LA PAZ – Eight hundred Bolivian families are homeless after intense rains caused some 250 homes to collapse in this capital, but so far there have been no reports of anyone injured or worse, La Paz Mayor Luis Revilla said on Sunday.
The mayor said that the latest round of mudslides began on Saturday night in the Kupini II neighborhood and began occurring in other districts, too, destroying some 80 hectares (200 acres) of land).
So far this year the heavy rains have resulted in 60 deaths nationwide
“We’re talking about some 250 affected pieces of land ... There are approximately 800 families, including all sectors,” said Revilla, who added that the landslides are continuing as more rain-soaked hillsides give way.
The majority of the neighborhoods affected by the mudslides are poor, although there has also been some damage to more well-off areas.
There have been no reports of fatalities or injuries, but the damage has been “enormous” and “it’s the most serious landslide that the city has had,” said the mayor.
“We’ve seen how an entire zone came down. We’ve been working intensely since late last night and today we’re continuing,” said Defense Minister Ruben Saavedra at a press conference.
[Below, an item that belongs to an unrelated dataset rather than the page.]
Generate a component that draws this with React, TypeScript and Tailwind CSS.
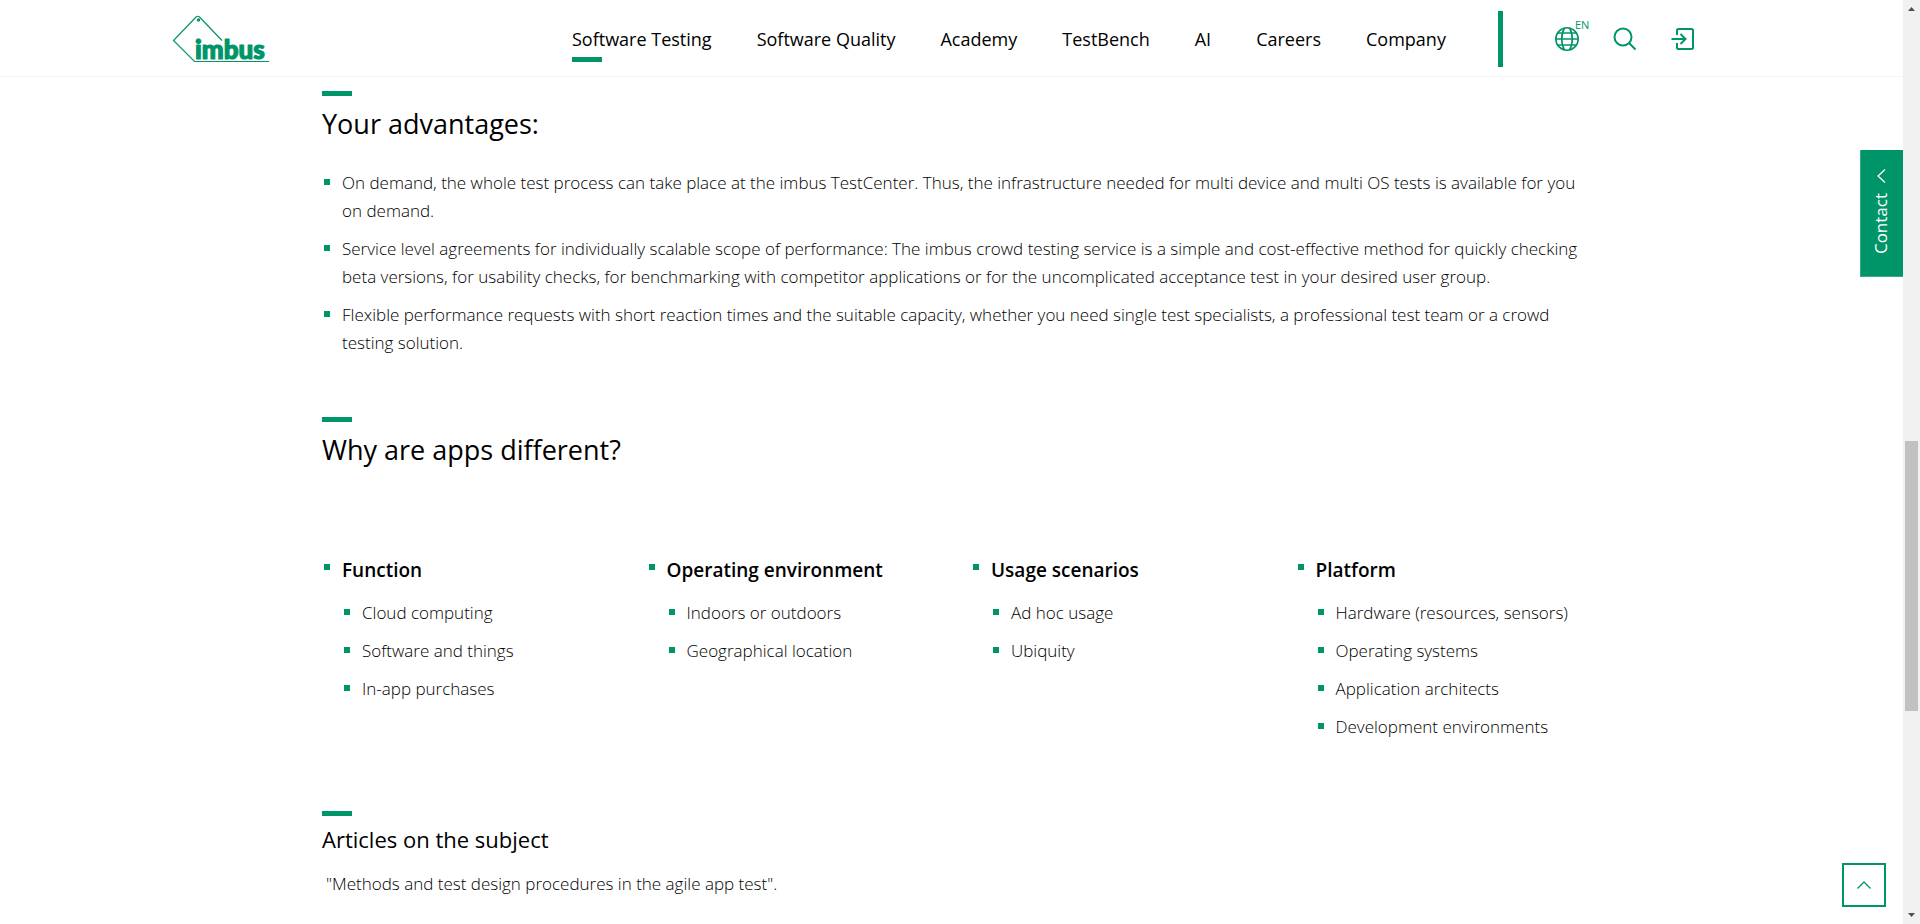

Some 2,000 volunteers, among them municipal officials, police, soldiers and firefighters, are working in the area to evacuate the people who have suffered damage to their homes and help them salvage their belongings.
The mayor’s office declared a “red alert” and suspended drinking water service in dozens of nearby neighborhoods to try and avoid an expansion of the landslide area.
The national and municipal governments have set up emergency camps in neighboring districts using tents and emergency services personnel to attend to the affected people.
In La Paz, Revilla said, 60 percent of the land is unstable and a year ago there was a similar landslide that destroyed 72 homes and affected 118 families.
This city of almost 1 million people is located at a confluence of unstable ravines that come down off the Andean high plateau, with many neighborhoods situated between 3,300 and 4,000 meters (10,725 and 13,000 feet) above sea level.
Civil Defense Vice Minister Hernan Tuco told state-run media that so far this year some 11,000 families had been affected by the rains and flooding around the country.
President Evo Morales declared a “national emergency” and announced that $20 million would be allocated to provide humanitarian aid and repair damage caused by the rains.